Yesterday, when my husband and I were listening to KCME on the radio, we heard “Prayer of the Children,” a musical piece written by Kurt Besto for the children of Bosnia during the genocides that occurred there.  Besto himself spoke of the profound sadness and confusion the Bosnian children felt as they watched friends, family members, and neighbors killing one another.  I thought of the children in the Nazi concentration camps, trying their best to be very, very good so they wouldn’t be murdered.  I recalled seeing a recent news photo of a small Syrian child holding up her hands because she mistook the journalist’s camera for a gun.  How do you explain blind hate to a child?  The famous song from the musical SOUTH PACIFIC notes that “they have to be taught…to hate all the people their relatives hate.”  How do you explain that’s it’s really all about who’s in control—who’s boss, that it’s about making “them” behave like we behave?

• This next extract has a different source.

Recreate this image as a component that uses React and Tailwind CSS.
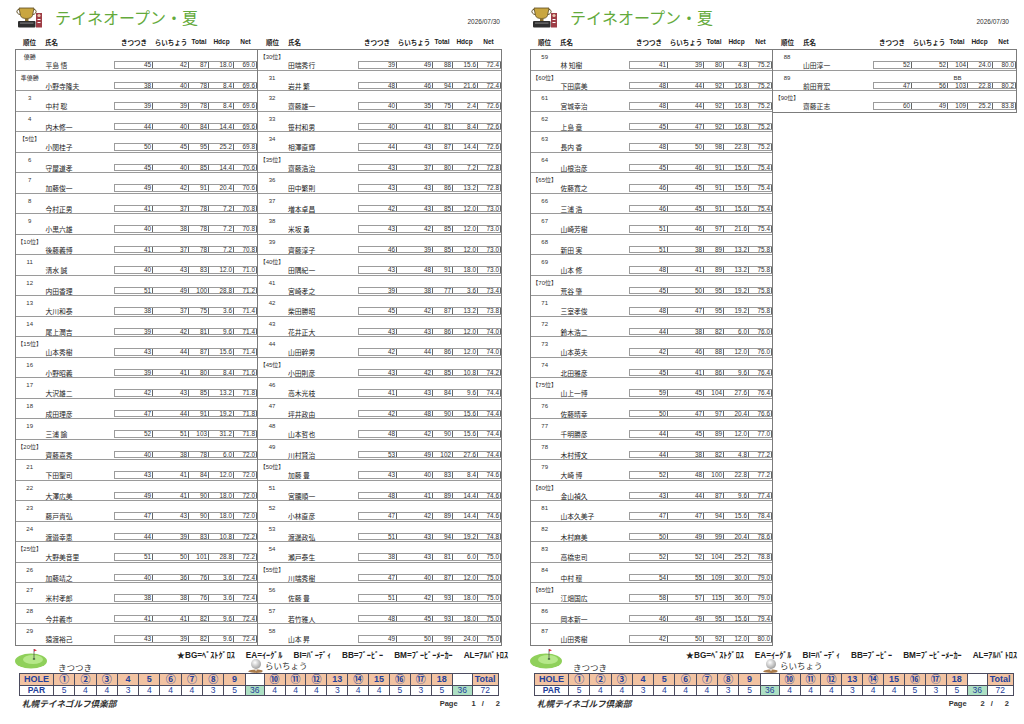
const P1A = `優勝|平島 悟|45|42|87|18.0|69.0
準優勝|小野寺隆夫|38|40|78|8.4|69.6
3|中村 聡|39|39|78|8.4|69.6
4|内木修一|44|40|84|14.4|69.6
【5位】|小関桂子|50|45|95|25.2|69.8
6|守屋道孝|45|40|85|14.4|70.6
7|加藤俊一|49|42|91|20.4|70.6
8|今村正男|41|37|78|7.2|70.8
9|小黒六雄|40|38|78|7.2|70.8
【10位】|後藤義博|41|37|78|7.2|70.8
11|清水 誠|40|43|83|12.0|71.0
12|内田香理|51|49|100|28.8|71.2
13|大川和泰|38|37|75|3.6|71.4
14|尾上潤吉|39|42|81|9.6|71.4
【15位】|山本秀樹|43|44|87|15.6|71.4
16|小野昭義|39|41|80|8.4|71.6
17|大沢雄二|42|43|85|13.2|71.8
18|成田理彦|47|44|91|19.2|71.8
19|三浦 諭|52|51|103|31.2|71.8
【20位】|齊藤嘉秀|40|38|78|6.0|72.0
21|下田聖司|43|41|84|12.0|72.0
22|大澤広美|49|41|90|18.0|72.0
23|藤戸貴弘|47|43|90|18.0|72.0
24|渡邉幸恵|44|39|83|10.8|72.2
【25位】|大野美音里|51|50|101|28.8|72.2
26|加藤靖之|40|36|76|3.6|72.4
27|米村孝郎|38|38|76|3.6|72.4
28|今井義市|41|41|82|9.6|72.4
29|猿渡裕己|43|39|82|9.6|72.4`;

const P1B = `【30位】|田端秀行|39|49|88|15.6|72.4
31|岩井 繁|48|46|94|21.6|72.4
32|齋藤雄一|40|35|75|2.4|72.6
33|笹村和男|40|41|81|8.4|72.6
34|相澤直輝|44|43|87|14.4|72.6
【35位】|齋藤浩治|43|37|80|7.2|72.8
36|田中繁則|43|43|86|13.2|72.8
37|増本卓昌|42|43|85|12.0|73.0
38|米坂 勇|43|42|85|12.0|73.0
39|齊藤淳子|46|39|85|12.0|73.0
【40位】|田隅紀一|43|48|91|18.0|73.0
41|宮崎孝之|39|38|77|3.6|73.4
42|柴田勝昭|45|42|87|13.2|73.8
43|花井正大|43|43|86|12.0|74.0
44|山田幹男|42|44|86|12.0|74.0
【45位】|小田則彦|43|42|85|10.8|74.2
46|高木光枝|41|43|84|9.6|74.4
47|坪井政由|42|48|90|15.6|74.4
48|山本哲也|48|42|90|15.6|74.4
49|川村賢治|53|49|102|27.6|74.4
【50位】|加藤 豊|43|40|83|8.4|74.6
51|宮腰順一|48|41|89|14.4|74.6
52|小林直彦|47|42|89|14.4|74.6
53|渡邊政弘|51|43|94|19.2|74.8
54|瀬戸泰生|38|43|81|6.0|75.0
【55位】|川端秀樹|47|40|87|12.0|75.0
56|佐藤 豊|51|42|93|18.0|75.0
57|若竹雅人|48|45|93|18.0|75.0
58|山本 昇|49|50|99|24.0|75.0`;

const P2A = `59|林 知樹|41|39|80|4.8|75.2
【60位】|下田廣美|48|44|92|16.8|75.2
61|宮城幸治|48|44|92|16.8|75.2
62|上島 章|45|47|92|16.8|75.2
63|長内 香|48|50|98|22.8|75.2
64|山根治彦|45|46|91|15.6|75.4
【65位】|佐藤寛之|46|45|91|15.6|75.4
66|三浦 浩|46|45|91|15.6|75.4
67|山崎芳樹|51|46|97|21.6|75.4
68|新田 実|51|38|89|13.2|75.8
69|山本 修|48|41|89|13.2|75.8
【70位】|荒谷 肇|45|50|95|19.2|75.8
71|三室孝俊|48|47|95|19.2|75.8
72|鈴木浩二|44|38|82|6.0|76.0
73|山本英夫|42|46|88|12.0|76.0
74|北田雅彦|45|41|86|9.6|76.4
【75位】|山上一博|59|45|104|27.6|76.4
76|佐藤晴幸|50|47|97|20.4|76.6
77|千明勝彦|44|45|89|12.0|77.0
78|木村博文|44|38|82|4.8|77.2
79|大崎 博|52|48|100|22.8|77.2
【80位】|金山禎久|43|44|87|9.6|77.4
81|山本久美子|47|47|94|15.6|78.4
82|木村麻美|50|49|99|20.4|78.6
83|高橋忠司|52|52|104|25.2|78.8
84|中村 穣|54|55|109|30.0|79.0
【85位】|江畑国広|58|57|115|36.0|79.0
86|岡本新一|46|49|95|15.6|79.4
87|山田秀樹|42|50|92|12.0|80.0`;

const P2B = `88|山田淳一|52|52|104|24.0|80.0
89|前田育宏|47|56|103|22.8|80.2|BB
【90位】|齋藤正志|60|49|109|25.2|83.8`;

const parse = (s) => s.split("\n").map((l) => l.split("|"));

const JP = "font-['Noto_Sans_CJK_JP',sans-serif]";
const NUM = "font-['Liberation_Sans','Noto_Sans_CJK_JP',sans-serif]";

const BOX_W = ["w-[38px]", "w-[36px]", "w-[20px]", "w-[25px]", "w-[23px]"];
const HEADS = ["きつつき", "らいちょう", "Total", "Hdcp", "Net"];

const OUT_HOLES = ["①", "②", "③", "4", "5", "⑥", "⑦", "⑧", "9"];
const OUT_PAR = [5, 4, 4, 3, 4, 4, 4, 3, 5];
const IN_HOLES = ["⑩", "⑪", "⑫", "13", "⑭", "15", "⑯", "⑰", "18"];
const IN_PAR = [4, 4, 4, 3, 4, 4, 5, 3, 5];

function Trophy() {
  return (
    <svg width="28" height="21" viewBox="0 0 28 21">
      <path d="M4 1h15l-1.5 7.5c-.6 2-2.4 3-6 3s-5.4-1-6-3z" fill="#c9a640" stroke="#5a4a20" strokeWidth="0.8" />
      <path d="M4 2.5c-3 0-3 4.5 1.2 5M19 2.5c3 0 3 4.5-1.2 5" fill="none" stroke="#5a4a20" strokeWidth="1" />
      <rect x="10" y="11" width="3.5" height="3" fill="#8a7030" />
      <rect x="3" y="14" width="17.5" height="6.5" rx="1" fill="#2e2e2e" />
      <rect x="5" y="15.5" width="13.5" height="1.2" fill="#777" />
      <rect x="21" y="6" width="6" height="14.5" fill="#9e3d46" />
      <circle cx="24" cy="8.5" r="1.6" fill="#e8c9b0" />
      <rect x="22.5" y="12" width="3" height="1" fill="#fff" />
      <rect x="22.5" y="15" width="3" height="1" fill="#fff" />
    </svg>
  );
}

function GolfGreen() {
  return (
    <svg width="33" height="21" viewBox="0 0 33 21">
      <ellipse cx="16" cy="13" rx="16" ry="7.5" fill="#8fd05a" />
      <ellipse cx="18" cy="11.5" rx="10" ry="4.5" fill="#b6e88a" />
      <ellipse cx="19" cy="11" rx="1.3" ry="0.7" fill="#2e5a2e" />
      <line x1="19" y1="11" x2="19" y2="1" stroke="#444" strokeWidth="0.7" />
      <path d="M19 1l3 1.2-3 1.2z" fill="#d23" />
    </svg>
  );
}

function GolfBall() {
  return (
    <svg width="16" height="16" viewBox="0 0 16 16">
      <defs>
        <radialGradient id="ball" cx="0.4" cy="0.35" r="0.7">
          <stop offset="0" stopColor="#ffffff" />
          <stop offset="1" stopColor="#9a9a9a" />
        </radialGradient>
      </defs>
      <path d="M0 13.5c2-2 10-2.5 14-1.2 1 .4 .6 2-1 2.3-4 .6-10 .4-13-1.1z" fill="#a87a4a" />
      <path d="M7 10l2 0-.6 3h-.8z" fill="#e6e6e6" />
      <circle cx="8" cy="6" r="5" fill="url(#ball)" />
    </svg>
  );
}

function ColHead({ width }) {
  return (
    <div className={`flex ${width} text-[6.5px] font-bold leading-[8px] text-[#222]`}>
      <div className={`w-[28px] pl-[8px] ${JP}`}>順位</div>
      <div className={`w-[72px] pl-[2px] ${JP}`}>氏名</div>
      {HEADS.map((h, i) => (
        <div key={h} className={`${BOX_W[i]} text-center ${i < 2 ? JP : NUM}`}>
          {h}
        </div>
      ))}
    </div>
  );
}

function Row({ r }) {
  const [rank, name, ...rest] = r;
  const vals = rest.slice(0, 5);
  const note = rest[5];
  return (
    <div className="flex h-[20.5px] border-b border-[#9a9a9a] last:border-b-0">
      <div className={`w-[28px] pt-[4px] text-center text-[6px] leading-[7px] text-[#333] ${NUM}`}>{rank}</div>
      <div className={`w-[72px] pl-[2px] pt-[11px] text-[6.8px] leading-[8px] text-[#222] ${JP}`}>{name}</div>
      <div className="mt-[11px] flex h-[7.5px] border-y border-l border-[#9c9c9c]">
        {vals.map((v, i) => (
          <div
            key={i}
            className={`relative ${BOX_W[i]} border-r border-[#666] pr-[1px] text-right text-[6.4px] leading-[6px] text-[#333] ${NUM}`}
          >
            {v}
            {note && i === 2 ? (
              <span className="absolute -top-[8px] left-0 w-full text-center text-[6px] leading-[6px]">{note}</span>
            ) : null}
          </div>
        ))}
      </div>
    </div>
  );
}

function Cell({ w, children, bg = "bg-white" }) {
  return (
    <div className={`flex ${w} ${bg} items-center justify-center border-r border-b border-[#4b4b5e]`}>
      {children}
    </div>
  );
}

function HoleLabel({ h }) {
  const circled = !/^\d+$/.test(h);
  return circled ? <span className={`text-[10px] leading-none ${JP}`}>{h}</span> : <span>{h}</span>;
}

function HoleTable() {
  return (
    <div className={`ml-[19px] w-fit border-l border-t border-[#4b4b5e] font-bold text-[#23409a] ${NUM}`}>
      <div className="flex h-[11.5px] text-[9px] leading-[10px]">
        <Cell w="w-[34px]" bg="bg-[#f2c3a2]">HOLE</Cell>
        {OUT_HOLES.map((h) => (
          <Cell key={h} w="w-[21.3px]" bg="bg-[#f2c3a2]">
            <HoleLabel h={h} />
          </Cell>
        ))}
        <Cell w="w-[19px]" />
        {IN_HOLES.map((h) => (
          <Cell key={h} w="w-[20.9px]" bg="bg-[#f2c3a2]">
            <HoleLabel h={h} />
          </Cell>
        ))}
        <Cell w="w-[20px]" />
        <Cell w="w-[26px]" bg="bg-[#f2c3a2]">Total</Cell>
      </div>
      <div className="flex h-[10px] text-[8.5px] font-normal leading-[9px]">
        <Cell w="w-[34px]"><span className="font-bold">PAR</span></Cell>
        {OUT_PAR.map((p, i) => (
          <Cell key={i} w="w-[21.3px]">{p}</Cell>
        ))}
        <Cell w="w-[19px]" bg="bg-[#ade0c4]">36</Cell>
        {IN_PAR.map((p, i) => (
          <Cell key={i} w="w-[20.9px]">{p}</Cell>
        ))}
        <Cell w="w-[20px]" bg="bg-[#ade0c4]">36</Cell>
        <Cell w="w-[26px]">72</Cell>
      </div>
    </div>
  );
}

function Footer({ page }) {
  return (
    <div className="flex flex-col">
      <div className="flex h-[27.5px]">
        <div className="ml-[15px] mt-[2px]">
          <GolfGreen />
        </div>
        <div className="flex flex-1 flex-col">
          <div
            className={`mt-[4px] flex h-[12px] justify-end gap-[11px] pr-[7px] text-[8.2px] font-bold leading-[12px] text-[#222] ${NUM}`}
          >
            <span>★BG=ﾍﾞｽﾄｸﾞﾛｽ</span>
            <span>EA=ｲｰｸﾞﾙ</span>
            <span>BI=ﾊﾞｰﾃﾞｨ</span>
            <span>BB=ﾌﾞｰﾋﾞｰ</span>
            <span>BM=ﾌﾞｰﾋﾞｰﾒｰｶｰ</span>
            <span>AL=ｱﾙﾊﾞﾄﾛｽ</span>
          </div>
          <div className={`flex h-[11.5px] items-end text-[8.5px] leading-[11px] text-[#333] ${JP}`}>
            <span className="ml-[10px] w-[190px]">きつつき</span>
            <div className="-mb-[1px]">
              <GolfBall />
            </div>
            <span className="ml-[1px] pb-[2px]">らいちょう</span>
          </div>
        </div>
      </div>
      <HoleTable />
      <div className="flex h-[16px] items-center pr-[15px]">
        <span className={`ml-[22px] text-[8.6px] font-bold italic text-[#333] ${JP}`}>札幌テイネゴルフ倶楽部</span>
        <div className={`ml-auto flex items-center text-[7.5px] font-bold text-[#333] ${NUM}`}>
          <span className="mr-[14px]">Page</span>
          <span className="mr-[6px]">{page}</span>
          <span className="mr-[12px]">/</span>
          <span>2</span>
        </div>
      </div>
    </div>
  );
}

function Page({ left, right, page, className }) {
  return (
    <div className={`flex h-[724px] shrink-0 flex-col ${className}`}>
      <div className="flex h-[34px] items-start pl-[15px] pr-[15px]">
        <div className="mt-[7px]">
          <Trophy />
        </div>
        <div className={`ml-[12px] mt-[6px] text-[16px] leading-[23px] text-[#64aa3c] ${JP}`}>テイネオープン・夏</div>
        <div className={`ml-auto mt-[18px] text-[6.5px] leading-[8px] text-[#333] ${NUM}`}>2026/07/30</div>
      </div>
      <div className="flex h-[15px] items-center pl-[15px]">
        <ColHead width="w-[243px]" />
        <ColHead width="w-[244px]" />
      </div>
      <div className="flex h-[596.5px] items-start pl-[15px]">
        <div className="w-[243px] border border-[#7c7c7c]">
          {parse(left).map((r, i) => (
            <Row key={i} r={r} />
          ))}
        </div>
        <div className="w-[244px] border-y border-r border-[#7c7c7c]">
          {parse(right).map((r, i) => (
            <Row key={i} r={r} />
          ))}
        </div>
      </div>
      <Footer page={page} />
    </div>
  );
}

export default function App() {
  return (
    <div className="flex h-[724px] w-[1024px] overflow-hidden bg-white">
      <Page left={P1A} right={P1B} page="1" className="w-[515px]" />
      <Page left={P2A} right={P2B} page="2" className="w-[509px]" />
    </div>
  );
}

Last night I watched Anthony Bourdain visiting free-thinking Beirut, Lebanon on TV.  The currently democratic city is crowded with people of many different faiths desperately clinging to the joy of living, although they readily admit they expect violence any day.  Many are refugees from the terror of ISIS across the eastern border.  All realize they cannot be safe.  Children play in the sand beside the sea as children might on any beach anywhere.  But these children live in the shadow of death—as do so many children around the world.

I don’t have a moral to this story, except to say I’m troubled by the fact that adults seem to wander so far from what they knew when they arrived in “mommy’s tummy.”  I wonder what that baby in the manger would say about people who can turn their backs and feel good about it.  Can the adults worldwide believe passionately enough in the value of goodness to be able to create a better world even when they’re afraid?  Can they risk their lives for the future their children will inherit?  Can they find answers that don’t require killing?  Are there any?